[LLVMdev] Is there pass to break down <4 x float> to scalars

Liu Xin

unread,

Oct 24, 2013, 11:02:52 PM10/24/13

to LLVM Developers Mailing List

Hi, LLVM community,

I write some code in hand using LLVM IR. for simplicity, I write them in <4 x float>. now I found some stores for elements are useless.

for example, If I store {0.0, 1.0, 2.0, 3.0} to a <4 x float> %a. maybe only %a.xy is alive in my program. our target doesn't feature SIMD instruction, which means we have to lower vector to many scalar instructions. I found llvm doesn't have DSE in codegen , right?

Is there a pass which can break down vector operation to scalars?

thanks,

--lx

Richard Sandiford

unread,

Oct 25, 2013, 6:06:10 AM10/25/13

to Liu Xin, LLVM Developers Mailing List

I wanted the same thing for SystemZ, which doesn't have vectors,
in order to improve the llvmpipe code. FWIW, here's what I have locally.

It is able to decompose loads and stores, but I found in the llvmpipe case
that this made things worse with TBAA, because DAGCombiner::GaterAllAliases
has some fairly strict limits. So I disabled that by default; use
-decompose-vector-load-store to reenable.

The main motivation for z was instead to get InstCombine to rewrite
things like scalarised selects.

I haven't submitted it yet because it's less of a win than the TBAA
DAGCombiner patch I posted, so I didn't want to distract from that.
It would also need some TargetTransformInfo hooks to decide which
vectors should be decomposed.

Thanks,
Richard

decompose-vectors.diff

Renato Golin

unread,

Oct 25, 2013, 8:53:35 AM10/25/13

to Liu Xin, LLVM Developers Mailing List, rsan...@linux.vnet.ibm.com

On 25 October 2013 11:06, Richard Sandiford <rsan...@linux.vnet.ibm.com> wrote:

I wanted the same thing for SystemZ, which doesn't have vectors,

in order to improve the llvmpipe code.

Hi Richard,

This is a nice patch. I was wondering how hard it'd be to do that, and it seems that you're catching lots of corner cases.

My interest is also due to converting odd vectors into scalars, but to convert them again to CPU vectors, say from OpenCL to NEON code.

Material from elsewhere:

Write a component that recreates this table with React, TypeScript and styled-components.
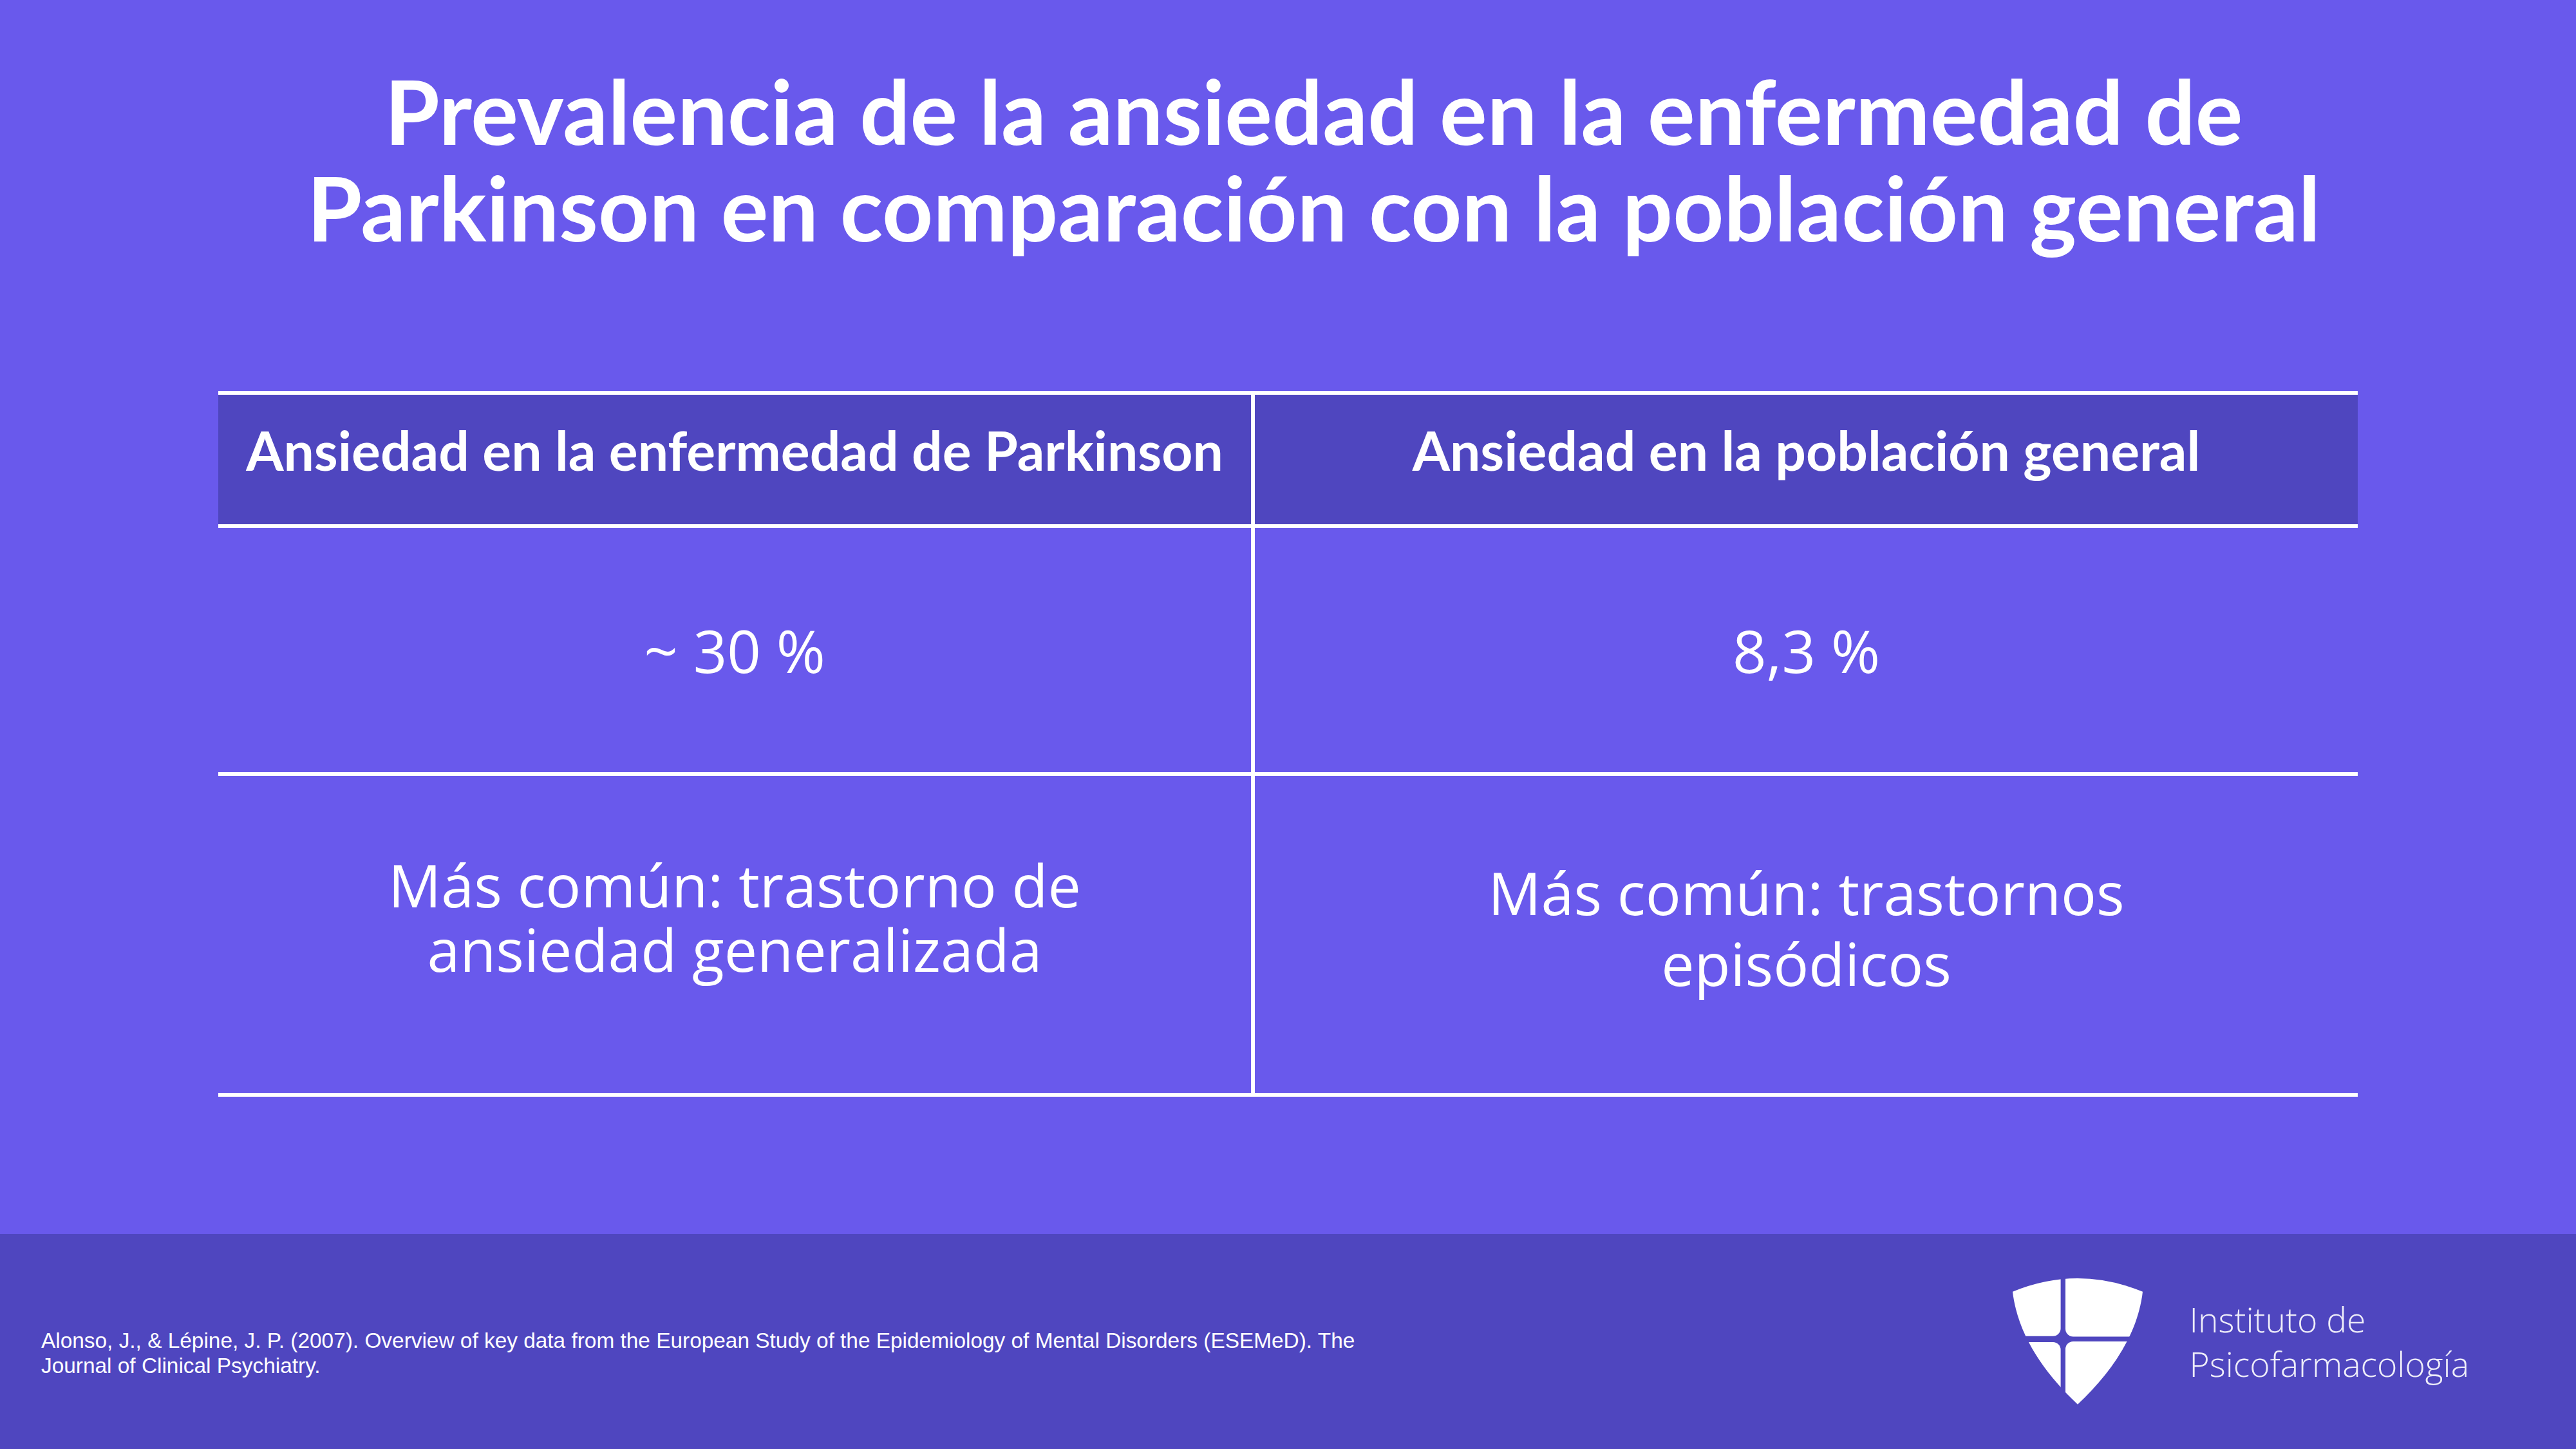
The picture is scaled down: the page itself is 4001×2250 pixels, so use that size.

It would also need some TargetTransformInfo hooks to decide which
vectors should be decomposed.

If I got it right, this may not be necessary, or it may even be harmful.

Say you decide that <4 x i32> vectors should be left alone, so that your pass only scalarise the others. But when the vectorizer passes again (to try and use CPU vector instructions), it might not match the scalarised version with the vector, and you end up with data movement between scalar and vector pipelines, which normally slows down CPUs (at least in ARM's case). Also, problematic cases like <5 x i32> could be better split into 3+2 pairs, rather than 4+1.

If you scalarise everything, than the vectorizers will have a better chance of spotting patterns and vectorising the whole lot, then based on target transform info.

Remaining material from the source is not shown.